(Interface markup and scripts)
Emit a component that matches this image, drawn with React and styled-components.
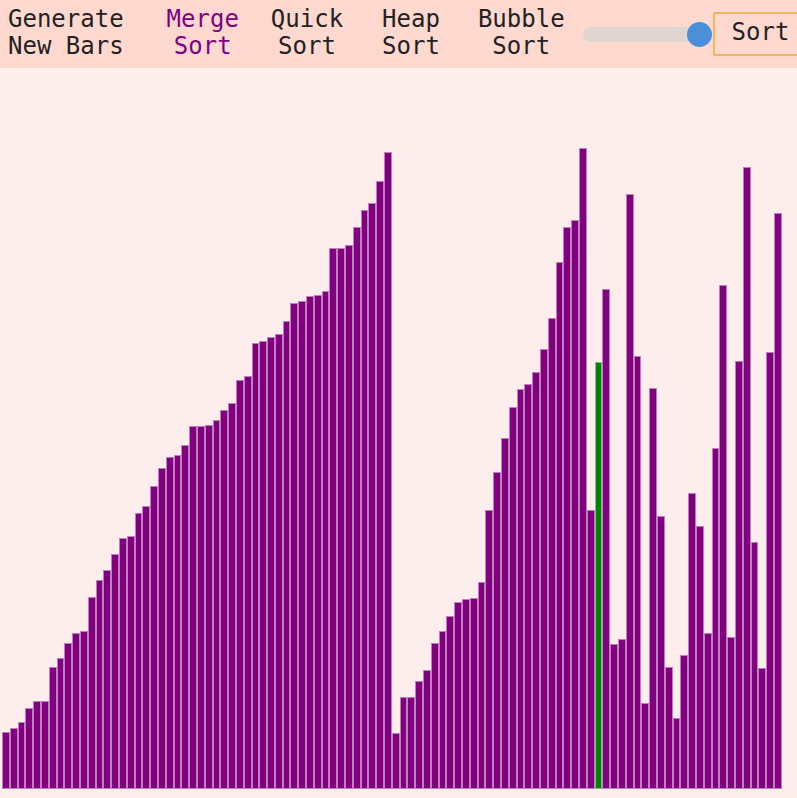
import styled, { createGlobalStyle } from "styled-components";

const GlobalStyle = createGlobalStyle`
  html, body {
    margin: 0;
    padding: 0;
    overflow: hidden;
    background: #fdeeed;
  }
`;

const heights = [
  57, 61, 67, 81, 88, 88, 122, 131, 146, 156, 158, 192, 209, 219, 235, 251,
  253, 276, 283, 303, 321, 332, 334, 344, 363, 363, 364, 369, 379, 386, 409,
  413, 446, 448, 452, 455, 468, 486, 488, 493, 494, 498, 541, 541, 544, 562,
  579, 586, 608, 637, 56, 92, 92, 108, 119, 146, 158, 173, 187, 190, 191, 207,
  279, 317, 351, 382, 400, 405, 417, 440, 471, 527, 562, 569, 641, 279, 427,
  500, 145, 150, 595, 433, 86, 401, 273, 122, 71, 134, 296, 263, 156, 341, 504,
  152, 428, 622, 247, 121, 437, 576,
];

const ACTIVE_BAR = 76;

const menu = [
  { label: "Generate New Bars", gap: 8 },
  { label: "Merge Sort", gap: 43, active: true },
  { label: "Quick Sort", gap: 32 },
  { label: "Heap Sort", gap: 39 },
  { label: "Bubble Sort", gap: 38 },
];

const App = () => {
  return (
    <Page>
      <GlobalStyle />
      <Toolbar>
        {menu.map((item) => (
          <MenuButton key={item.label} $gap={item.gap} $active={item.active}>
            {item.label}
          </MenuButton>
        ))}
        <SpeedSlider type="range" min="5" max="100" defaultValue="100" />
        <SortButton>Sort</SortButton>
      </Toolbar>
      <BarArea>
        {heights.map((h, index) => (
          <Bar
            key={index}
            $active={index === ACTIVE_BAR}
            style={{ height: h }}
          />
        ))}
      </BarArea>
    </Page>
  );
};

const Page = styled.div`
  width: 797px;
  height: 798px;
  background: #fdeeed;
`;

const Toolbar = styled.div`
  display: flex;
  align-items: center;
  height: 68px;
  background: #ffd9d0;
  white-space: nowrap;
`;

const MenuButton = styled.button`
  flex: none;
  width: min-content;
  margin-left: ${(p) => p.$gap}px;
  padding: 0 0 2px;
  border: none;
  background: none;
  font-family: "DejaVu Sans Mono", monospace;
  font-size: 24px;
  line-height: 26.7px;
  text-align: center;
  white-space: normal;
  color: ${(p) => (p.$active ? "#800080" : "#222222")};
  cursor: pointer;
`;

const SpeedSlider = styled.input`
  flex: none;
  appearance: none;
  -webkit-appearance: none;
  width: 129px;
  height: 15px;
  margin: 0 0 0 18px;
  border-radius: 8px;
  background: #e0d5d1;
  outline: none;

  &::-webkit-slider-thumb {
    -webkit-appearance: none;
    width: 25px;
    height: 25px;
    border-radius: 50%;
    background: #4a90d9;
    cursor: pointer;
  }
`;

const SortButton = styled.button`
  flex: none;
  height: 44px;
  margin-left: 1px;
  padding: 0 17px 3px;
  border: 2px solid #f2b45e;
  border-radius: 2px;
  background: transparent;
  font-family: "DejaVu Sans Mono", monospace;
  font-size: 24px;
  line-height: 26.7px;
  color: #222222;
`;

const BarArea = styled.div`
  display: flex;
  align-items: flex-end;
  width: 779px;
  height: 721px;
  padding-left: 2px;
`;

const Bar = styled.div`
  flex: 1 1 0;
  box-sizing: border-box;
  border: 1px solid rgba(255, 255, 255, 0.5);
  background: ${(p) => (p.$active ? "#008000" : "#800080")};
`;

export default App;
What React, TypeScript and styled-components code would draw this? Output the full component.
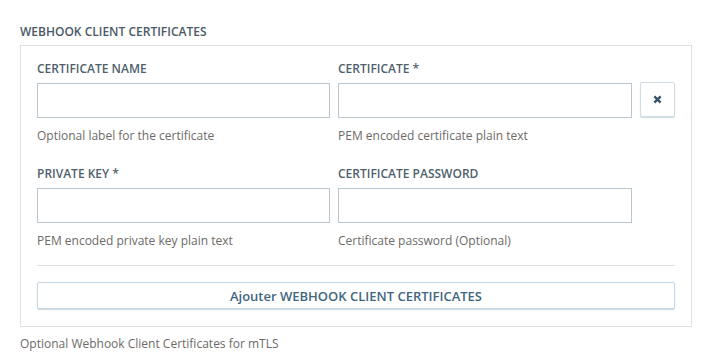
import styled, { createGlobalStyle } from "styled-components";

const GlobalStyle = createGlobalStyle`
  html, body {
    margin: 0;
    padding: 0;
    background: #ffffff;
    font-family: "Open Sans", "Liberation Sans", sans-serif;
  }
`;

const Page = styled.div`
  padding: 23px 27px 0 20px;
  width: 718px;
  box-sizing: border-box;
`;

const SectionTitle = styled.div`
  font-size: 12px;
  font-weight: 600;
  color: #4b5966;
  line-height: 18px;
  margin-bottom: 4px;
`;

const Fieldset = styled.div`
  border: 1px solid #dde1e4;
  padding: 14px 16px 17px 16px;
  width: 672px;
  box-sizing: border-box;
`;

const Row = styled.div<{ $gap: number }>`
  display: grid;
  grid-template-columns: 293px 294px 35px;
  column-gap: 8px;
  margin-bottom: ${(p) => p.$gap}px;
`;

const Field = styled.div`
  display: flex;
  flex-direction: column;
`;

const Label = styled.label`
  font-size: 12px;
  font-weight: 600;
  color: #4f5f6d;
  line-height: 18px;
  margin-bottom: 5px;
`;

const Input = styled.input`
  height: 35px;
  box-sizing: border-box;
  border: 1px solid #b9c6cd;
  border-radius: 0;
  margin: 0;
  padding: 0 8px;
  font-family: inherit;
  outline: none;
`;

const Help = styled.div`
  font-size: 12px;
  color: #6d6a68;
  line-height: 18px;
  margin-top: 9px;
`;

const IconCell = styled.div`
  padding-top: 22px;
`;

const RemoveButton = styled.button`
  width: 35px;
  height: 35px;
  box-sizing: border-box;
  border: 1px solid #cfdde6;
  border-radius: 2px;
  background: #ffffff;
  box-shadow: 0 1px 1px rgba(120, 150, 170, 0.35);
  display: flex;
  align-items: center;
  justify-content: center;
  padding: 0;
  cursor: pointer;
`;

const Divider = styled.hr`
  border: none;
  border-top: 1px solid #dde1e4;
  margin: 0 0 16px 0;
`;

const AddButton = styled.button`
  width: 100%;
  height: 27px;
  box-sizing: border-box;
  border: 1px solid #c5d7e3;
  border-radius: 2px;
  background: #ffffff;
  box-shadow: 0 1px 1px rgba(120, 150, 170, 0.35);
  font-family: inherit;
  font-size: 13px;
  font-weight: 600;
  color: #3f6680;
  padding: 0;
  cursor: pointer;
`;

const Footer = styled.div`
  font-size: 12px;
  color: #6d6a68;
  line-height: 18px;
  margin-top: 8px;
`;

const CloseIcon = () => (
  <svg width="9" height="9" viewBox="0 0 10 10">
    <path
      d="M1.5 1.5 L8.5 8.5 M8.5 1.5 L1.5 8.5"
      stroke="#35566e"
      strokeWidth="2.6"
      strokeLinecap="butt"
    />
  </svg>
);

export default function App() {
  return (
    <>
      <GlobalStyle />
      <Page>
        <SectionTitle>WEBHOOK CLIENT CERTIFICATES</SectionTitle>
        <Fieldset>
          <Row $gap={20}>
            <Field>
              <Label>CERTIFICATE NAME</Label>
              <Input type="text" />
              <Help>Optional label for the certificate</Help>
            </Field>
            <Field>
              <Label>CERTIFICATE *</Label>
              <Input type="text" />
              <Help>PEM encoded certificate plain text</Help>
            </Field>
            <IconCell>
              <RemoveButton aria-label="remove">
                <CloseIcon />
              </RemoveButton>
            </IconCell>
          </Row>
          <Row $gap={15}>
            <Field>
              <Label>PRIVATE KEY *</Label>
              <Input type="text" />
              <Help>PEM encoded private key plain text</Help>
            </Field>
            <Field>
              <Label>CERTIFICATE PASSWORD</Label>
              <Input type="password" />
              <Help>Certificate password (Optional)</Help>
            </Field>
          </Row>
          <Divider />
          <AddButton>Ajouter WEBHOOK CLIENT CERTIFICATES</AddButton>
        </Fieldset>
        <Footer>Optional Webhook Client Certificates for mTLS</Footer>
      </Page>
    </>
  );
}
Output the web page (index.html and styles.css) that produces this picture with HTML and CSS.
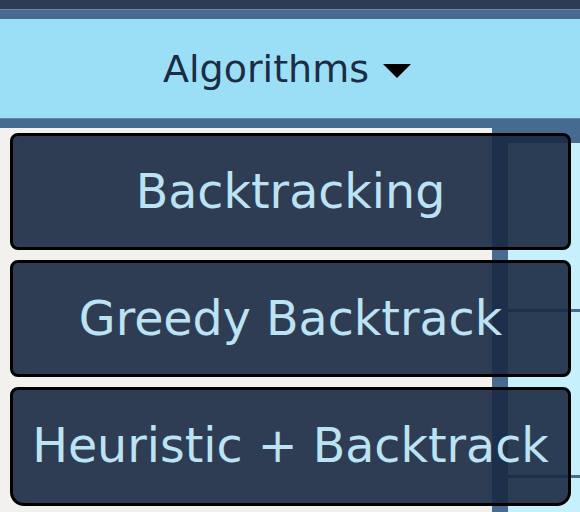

◆ Your objective ◆
Give again exactly the lines running from the beginning of the material above through the line that contains "const ACTIVE_BAR = 76;", and leave out every picture.

◆ Reply to the task ◆
Emit a component that matches this image, drawn with React and styled-components.
import styled, { createGlobalStyle } from "styled-components";

const GlobalStyle = createGlobalStyle`
  html, body {
    margin: 0;
    padding: 0;
    overflow: hidden;
    background: #fdeeed;
  }
`;

const heights = [
  57, 61, 67, 81, 88, 88, 122, 131, 146, 156, 158, 192, 209, 219, 235, 251,
  253, 276, 283, 303, 321, 332, 334, 344, 363, 363, 364, 369, 379, 386, 409,
  413, 446, 448, 452, 455, 468, 486, 488, 493, 494, 498, 541, 541, 544, 562,
  579, 586, 608, 637, 56, 92, 92, 108, 119, 146, 158, 173, 187, 190, 191, 207,
  279, 317, 351, 382, 400, 405, 417, 440, 471, 527, 562, 569, 641, 279, 427,
  500, 145, 150, 595, 433, 86, 401, 273, 122, 71, 134, 296, 263, 156, 341, 504,
  152, 428, 622, 247, 121, 437, 576,
];

const ACTIVE_BAR = 76;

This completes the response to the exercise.